» Le Parlement est la voix de l’Europe « 

Père de l’indépendance en Lituanie, Vytautas Landsbergis siège depuis 2004 à l’assemblée de l’Union. De nouveau candidat en juin, il plaide pour un rôle accru de cette institution.

Que retenez-vous de votre premier mandat d’eurodéputé ?

Présenté partout sous l’aspect quantitatif, l’élargissement de l’Union européenne [UE] a produit un changement qui s’est révélé qualitatif. Les pays qui ont subi la dictature communiste ont apporté une autre expérience. Et plus de réalisme à l’égard des régimes autoritaires qui sont issus d’une mutation du communisme. Bien des esprits se bercent d’illusions ou cèdent au conformisme mais nous, nous voyons les faits et nous avertissons de la continuité du mal. J’apprécie que l’Europe gagne en intelligence et que la notion de  » conscience  » n’y soit plus politiquement incorrecte.

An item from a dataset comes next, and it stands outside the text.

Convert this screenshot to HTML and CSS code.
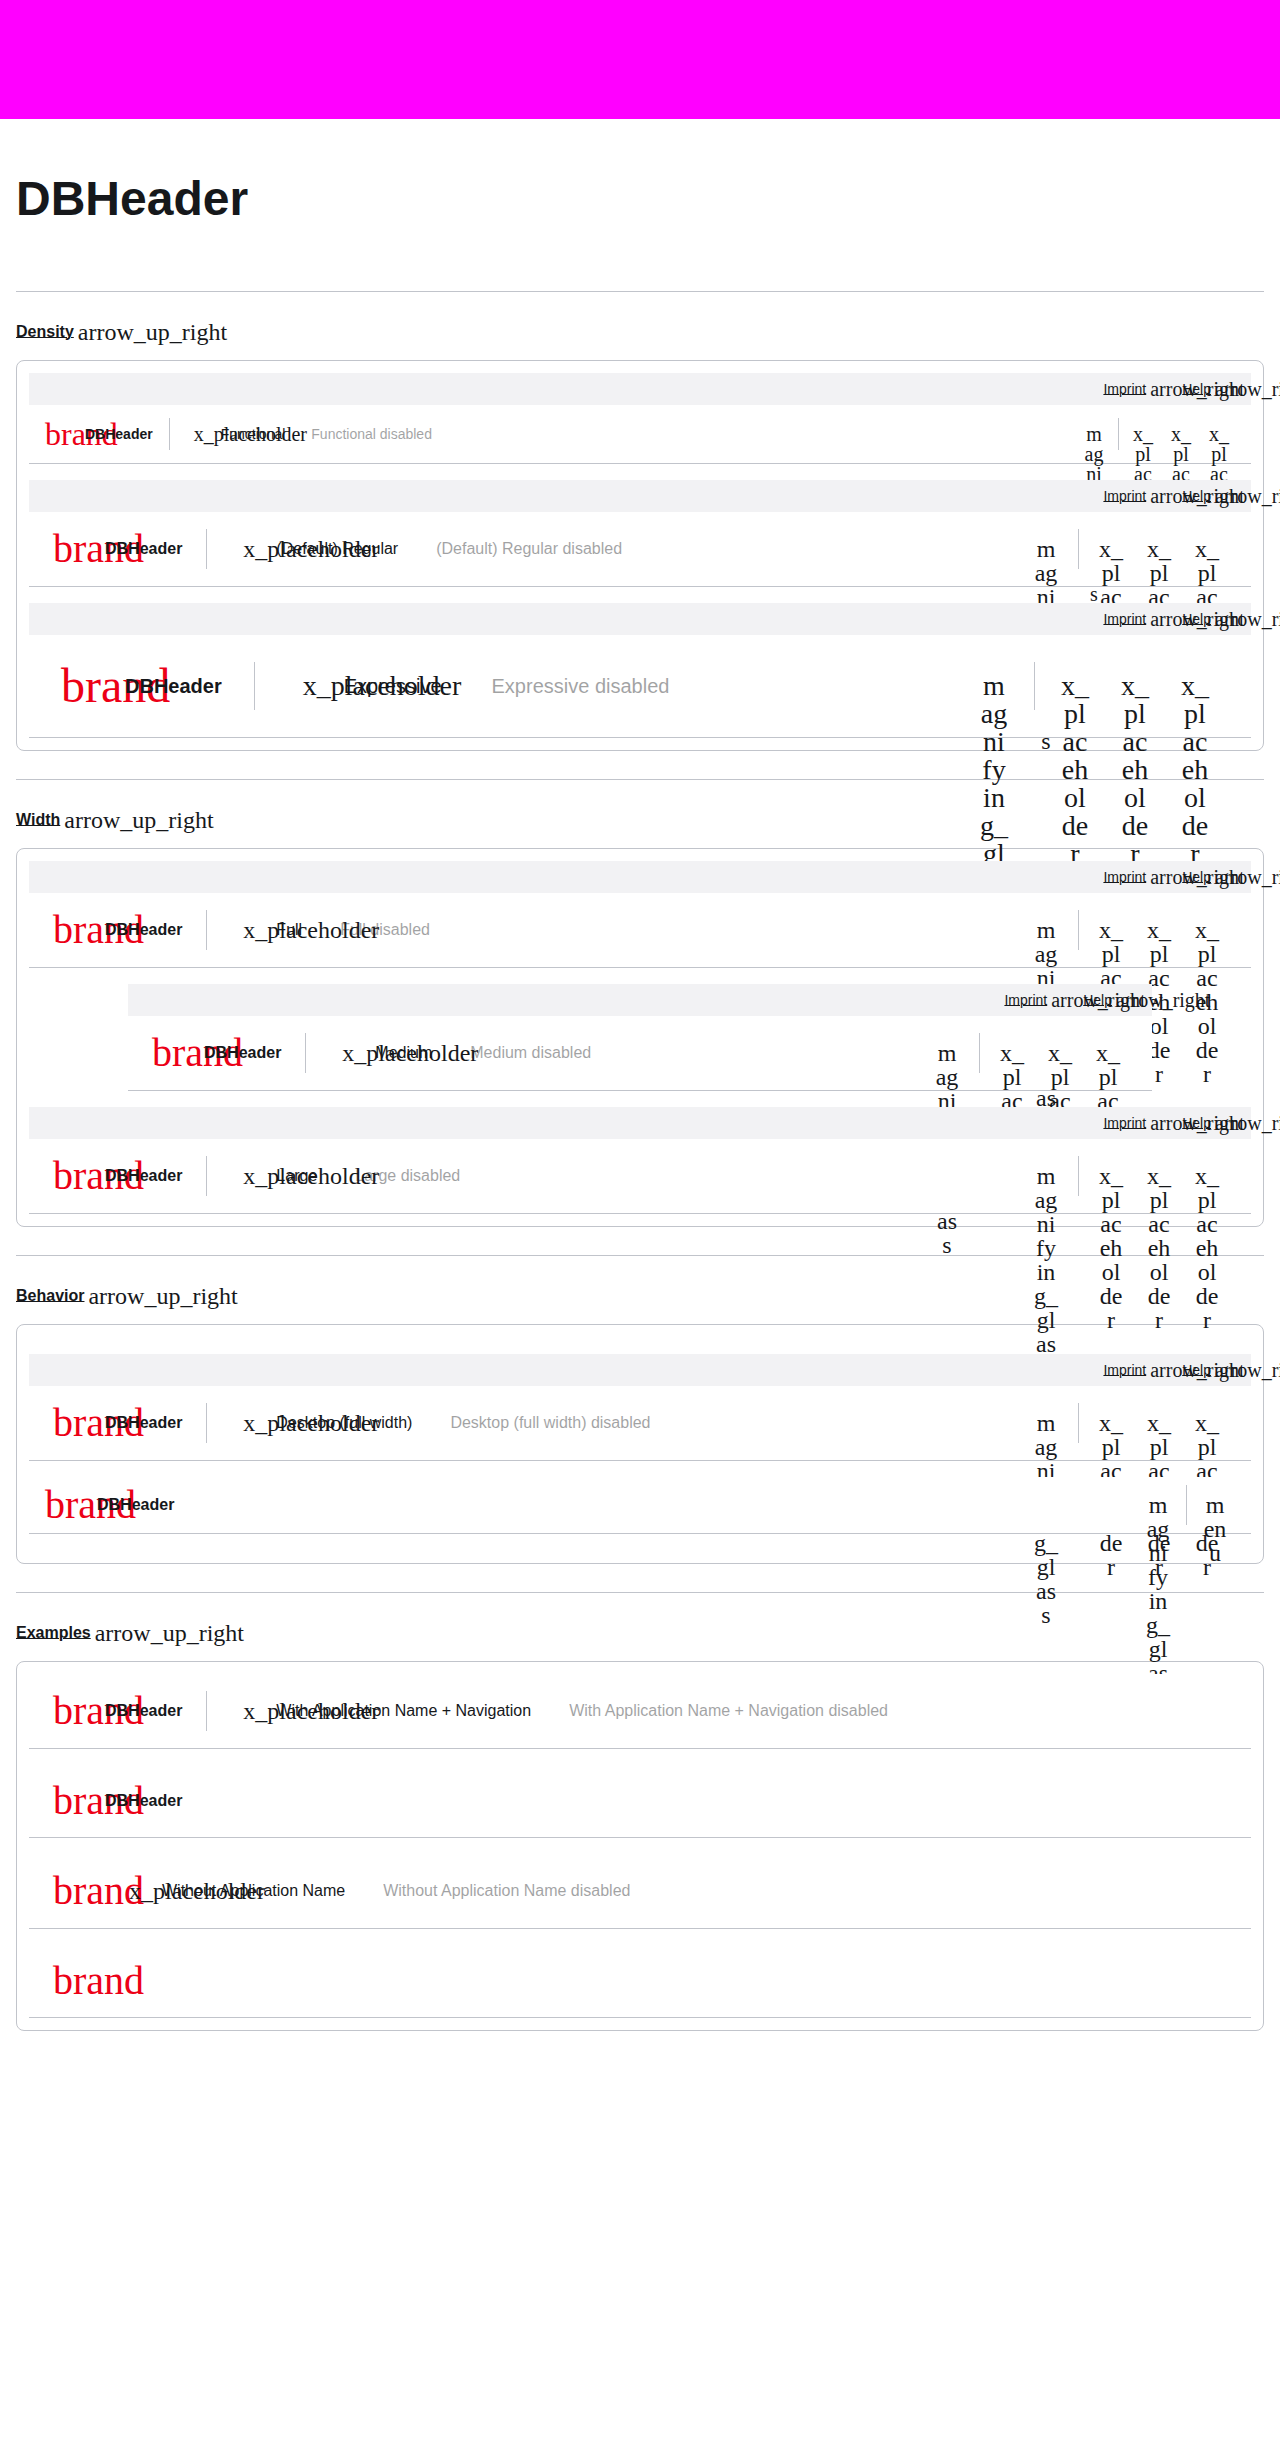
FILE: index.html
```html
<!DOCTYPE html>
<html lang="en">
<head>
<meta charset="utf-8">
<title>DBHeader</title>
<link rel="stylesheet" href="styles.css">
</head>
<body>
<div class="stage"></div>
<main class="page">
  <h1 class="title">DBHeader</h1>

  <section class="group">
    <div class="group-head"><a class="group-link">Density</a><span class="icon">arrow_up_right</span></div>
    <div class="card">
      <header class="header functional">
        <div class="meta"><a class="link">Imprint</a><i class="link-icon">arrow_right</i><a class="link">Help</a><i class="link-icon">arrow_right</i></div>
        <div class="bar">
          <div class="brand"><span class="logo">brand</span><b>DBHeader</b></div>
          <nav class="nav lined"><a class="item"><span class="icon">x_placeholder</span>Functional</a><a class="item off">Functional disabled</a></nav>
          <div class="actions"><span class="button"><i>magnifying_glass</i></span></div>
          <div class="actions lined"><span class="button"><i>x_placeholder</i></span><span class="button"><i>x_placeholder</i></span><span class="button"><i>x_placeholder</i></span></div>
        </div>
      </header>
      <header class="header">
        <div class="meta"><a class="link">Imprint</a><i class="link-icon">arrow_right</i><a class="link">Help</a><i class="link-icon">arrow_right</i></div>
        <div class="bar">
          <div class="brand"><span class="logo">brand</span><b>DBHeader</b></div>
          <nav class="nav lined"><a class="item"><span class="icon">x_placeholder</span>(Default) Regular</a><a class="item off">(Default) Regular disabled</a></nav>
          <div class="actions"><span class="button"><i>magnifying_glass</i></span></div>
          <div class="actions lined"><span class="button"><i>x_placeholder</i></span><span class="button"><i>x_placeholder</i></span><span class="button"><i>x_placeholder</i></span></div>
        </div>
      </header>
      <header class="header expressive">
        <div class="meta"><a class="link">Imprint</a><i class="link-icon">arrow_right</i><a class="link">Help</a><i class="link-icon">arrow_right</i></div>
        <div class="bar">
          <div class="brand"><span class="logo">brand</span><b>DBHeader</b></div>
          <nav class="nav lined"><a class="item"><span class="icon">x_placeholder</span>Expressive</a><a class="item off">Expressive disabled</a></nav>
          <div class="actions"><span class="button"><i>magnifying_glass</i></span></div>
          <div class="actions lined"><span class="button"><i>x_placeholder</i></span><span class="button"><i>x_placeholder</i></span><span class="button"><i>x_placeholder</i></span></div>
        </div>
      </header>
    </div>
  </section>

  <section class="group">
    <div class="group-head"><a class="group-link">Width</a><span class="icon">arrow_up_right</span></div>
    <div class="card">
      <header class="header">
        <div class="meta"><a class="link">Imprint</a><i class="link-icon">arrow_right</i><a class="link">Help</a><i class="link-icon">arrow_right</i></div>
        <div class="bar">
          <div class="brand"><span class="logo">brand</span><b>DBHeader</b></div>
          <nav class="nav lined"><a class="item"><span class="icon">x_placeholder</span>Full</a><a class="item off">Full disabled</a></nav>
          <div class="actions"><span class="button"><i>magnifying_glass</i></span></div>
          <div class="actions lined"><span class="button"><i>x_placeholder</i></span><span class="button"><i>x_placeholder</i></span><span class="button"><i>x_placeholder</i></span></div>
        </div>
      </header>
      <header class="header medium">
        <div class="meta"><a class="link">Imprint</a><i class="link-icon">arrow_right</i><a class="link">Help</a><i class="link-icon">arrow_right</i></div>
        <div class="bar">
          <div class="brand"><span class="logo">brand</span><b>DBHeader</b></div>
          <nav class="nav lined"><a class="item"><span class="icon">x_placeholder</span>Medium</a><a class="item off">Medium disabled</a></nav>
          <div class="actions"><span class="button"><i>magnifying_glass</i></span></div>
          <div class="actions lined"><span class="button"><i>x_placeholder</i></span><span class="button"><i>x_placeholder</i></span><span class="button"><i>x_placeholder</i></span></div>
        </div>
      </header>
      <header class="header">
        <div class="meta"><a class="link">Imprint</a><i class="link-icon">arrow_right</i><a class="link">Help</a><i class="link-icon">arrow_right</i></div>
        <div class="bar">
          <div class="brand"><span class="logo">brand</span><b>DBHeader</b></div>
          <nav class="nav lined"><a class="item"><span class="icon">x_placeholder</span>Large</a><a class="item off">Large disabled</a></nav>
          <div class="actions"><span class="button"><i>magnifying_glass</i></span></div>
          <div class="actions lined"><span class="button"><i>x_placeholder</i></span><span class="button"><i>x_placeholder</i></span><span class="button"><i>x_placeholder</i></span></div>
        </div>
      </header>
    </div>
  </section>

  <section class="group">
    <div class="group-head"><a class="group-link">Behavior</a><span class="icon">arrow_up_right</span></div>
    <div class="card roomy">
      <header class="header">
        <div class="meta"><a class="link">Imprint</a><i class="link-icon">arrow_right</i><a class="link">Help</a><i class="link-icon">arrow_right</i></div>
        <div class="bar">
          <div class="brand"><span class="logo">brand</span><b>DBHeader</b></div>
          <nav class="nav lined"><a class="item"><span class="icon">x_placeholder</span>Desktop (full width)</a><a class="item off">Desktop (full width) disabled</a></nav>
          <div class="actions"><span class="button"><i>magnifying_glass</i></span></div>
          <div class="actions lined"><span class="button"><i>x_placeholder</i></span><span class="button"><i>x_placeholder</i></span><span class="button"><i>x_placeholder</i></span></div>
        </div>
      </header>
      <header class="header mobile">
        <div class="bar">
          <div class="brand"><span class="logo">brand</span><b>DBHeader</b></div>
          <div class="nav"></div>
          <div class="actions"><span class="button"><i>magnifying_glass</i></span></div>
          <div class="actions lined"><span class="button"><i>menu</i></span></div>
        </div>
      </header>
    </div>
  </section>

  <section class="group">
    <div class="group-head"><a class="group-link">Examples</a><span class="icon">arrow_up_right</span></div>
    <div class="card">
      <header class="header">
        <div class="bar">
          <div class="brand"><span class="logo">brand</span><b>DBHeader</b></div>
          <nav class="nav lined"><a class="item"><span class="icon">x_placeholder</span>With Application Name + Navigation</a><a class="item off">With Application Name + Navigation disabled</a></nav>
        </div>
      </header>
      <header class="header short">
        <div class="bar"><div class="brand"><span class="logo">brand</span><b>DBHeader</b></div></div>
      </header>
      <header class="header">
        <div class="bar">
          <div class="brand"><span class="logo">brand</span></div>
          <nav class="nav"><a class="item"><span class="icon">x_placeholder</span>Without Application Name</a><a class="item off">Without Application Name disabled</a></nav>
        </div>
      </header>
      <header class="header short">
        <div class="bar"><div class="brand"><span class="logo">brand</span></div></div>
      </header>
    </div>
  </section>
</main>
</body>
</html>
```
FILE: styles.css
```css
* { box-sizing: border-box; }

html { overflow-x: hidden; }

body {
  margin: 0;
  min-height: 2450px;
  overflow-x: hidden;
  background: #fff;
  color: #16181b;
  font: 16px/24px "Liberation Sans", Arial, sans-serif;
}

.stage { height: 119px; background: #f0f; }

.page { padding: 0 16px; }

.title {
  margin: 0;
  padding: 52px 0 64px;
  font-size: 48px;
  line-height: 56px;
}

.group {
  border-top: 1px solid #c1c4cb;
  padding-bottom: 28px;
}

.group-head {
  display: flex;
  align-items: center;
  gap: 4px;
  height: 68px;
  padding-top: 12px;
}

.group-link {
  font-weight: 700;
  text-decoration: underline;
  text-decoration-thickness: 1px;
  text-underline-offset: 0;
}

.icon,
.link-icon,
.logo,
.button i {
  font-family: "Liberation Serif", "Times New Roman", serif;
  font-style: normal;
  font-weight: 400;
  line-height: 1;
}

.group-head .icon { font-size: 24px; }

.card {
  display: flex;
  flex-direction: column;
  gap: 16px;
  padding: 12px;
  border: 1px solid #c1c4cb;
  border-radius: 8px;
}

.card.roomy { padding: 29px 12px; }

/* Density tokens: regular is the default */
.header {
  --size: 40px;
  --inset: 24px;
  --pad-y: 17px;
  --gap: 12px;
  --gap-s: 8px;
  --icon: 24px;
  --text: 16px;
  position: relative;
  border-bottom: 1px solid #c1c4cb;
  background: #fff;
}

.functional {
  --size: 32px;
  --inset: 16px;
  --pad-y: 13px;
  --gap: 8px;
  --gap-s: 6px;
  --icon: 20px;
  --text: 14px;
}

.expressive {
  --size: 48px;
  --inset: 32px;
  --pad-y: 27px;
  --gap: 16px;
  --gap-s: 12px;
  --icon: 28px;
  --text: 20px;
}

.medium { width: 1024px; align-self: center; }
.short { --pad-y: 16px; }

.meta {
  display: flex;
  align-items: center;
  justify-content: flex-end;
  height: 32px;
  padding: 0 16px;
  background: #f2f2f4;
}

.link {
  font-size: 14px;
  line-height: 20px;
  text-decoration: underline;
  text-decoration-thickness: 1px;
  text-underline-offset: 0;
}

.link-icon {
  width: 20px;
  margin-left: 4px;
  font-size: 20px;
  white-space: nowrap;
}

.link-icon + .link { margin-left: 12px; }

.bar {
  display: flex;
  align-items: center;
  padding: var(--pad-y) var(--inset);
  font-size: var(--text);
}

.brand {
  display: flex;
  align-items: center;
  gap: var(--gap);
  height: var(--size);
}

.logo {
  width: var(--size);
  color: #ec0016;
  font-size: var(--size);
}

.brand b { position: relative; }

.nav {
  display: flex;
  flex: 1;
  gap: var(--gap);
  align-items: center;
  height: var(--size);
  margin-left: var(--inset);
}

.nav.lined {
  padding-left: var(--inset);
  border-left: 1px solid #c1c4cb;
}

.item {
  display: flex;
  align-items: center;
  gap: calc(var(--gap-s) + 1px);
  padding: 0 calc(var(--gap) + 1px) 0 var(--gap);
  white-space: nowrap;
}

.item .icon { width: var(--icon); font-size: var(--icon); }
.off { padding-left: calc(var(--gap) + 1px); opacity: .4; }

.actions { display: flex; gap: var(--gap-s); }

.actions.lined {
  margin-left: var(--gap);
  padding-left: var(--gap);
  border-left: 1px solid #c1c4cb;
}

.button {
  display: flex;
  justify-content: center;
  align-items: center;
  width: var(--size);
  height: var(--size);
}

.button i {
  width: var(--icon);
  height: var(--icon);
  font-size: var(--icon);
  text-align: center;
  word-break: break-all;
}

.mobile { --inset: 16px; --pad-y: 8px; }
.mobile .actions.lined { margin-left: 8px; padding-left: 8px; }
```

Un eurodéputé oriente-t-il ses choix selon le pays auquel il appartient ?

Le Parlement européen [PE] n’est pas le lieu pour défendre exclusivement les intérêts nationaux. Soit vous agissez en fonction de l’Europe elle-même, en réalisant qu’une meilleure Union est un atout pour l’Etat membre que vous représentez. Soit vous ne faites rien et vous attendez le moment où apparaîtra un sujet qui touche aux intérêts particuliers de votre propre pays. Mais faire bande à part de cette façon serait une erreur. Car on se prive soi-même de peser sur le destin commun. Les hommes politiques qui ont siégé au Parlement européen comprennent mieux l’UE, c’est certain.

Les enquêtes d’opinion font craindre une abstention accrue en juin. D’où vient cette tendance ?

Les sociétés consuméristes se caractérisent par leur indifférence à la politique, résultat d’une hébétude plus ou moins répandue. Le sensationnel et les calamités retiennent l’attention, et non le travail réel qui s’effectue.

L’Europe a-t-elle su répondre à la crise, préoccupation majeure des citoyens ?

L’UE n’a pas élaboré de politique commune pour y faire faceà Et c’est loin d’être le seul domaine où il en est ainsi.

Dans ces conditions, estimez-vous que le Parlement devrait avoir plus de prérogatives ?

Le Parlement est la voix de l’Europe. Certes, il exerce une influence réelle – qui s’affirmera à l’avenir. Cependant, il devrait intervenir davantage dans les débats sur les questions internes à l’Union et évaluer l’exécutif. Quant à son rôle en matière de politique étrangère, il ne peut plus rester uniquement consultatif.

Le traité de Lisbonne – sur lequel les Irlandais doivent se prononcer cet automne – donne plus de poids au PE. Etes-vous impatient qu’il soit appliqué ?

Ce n’est pas encore acquis. Au Royaume-Uni, où la ratification a été obtenue par voie parlementaire, certains politiciens ne cessent d’exiger un référendum. Ailleurs, des finitions manquent : les présidents tchèque et polonais n’ont toujours pas signé le traité. Certes, ce texte étend les domaines de compétence du PE et sans doute ses capacités de contrôle. Mais les députés auront alors à rivaliser avec d’autres institutions. Par exemple, avec le futur président du Conseil – dont les fonctions ne sont pas définies. Dieu seul sait de quels pouvoirs cette instance voudra disposer !

Si le traité était déjà adopté, le président de la prochaine Commission serait élu par le PE. Sur ce point, faut-il anticiper ?

Il y a des règles en vigueur. Suffit-il de réunir les opinions des eurodéputés pour les modifier ? A mon sens, mieux vaut procéder en respectant la légalité.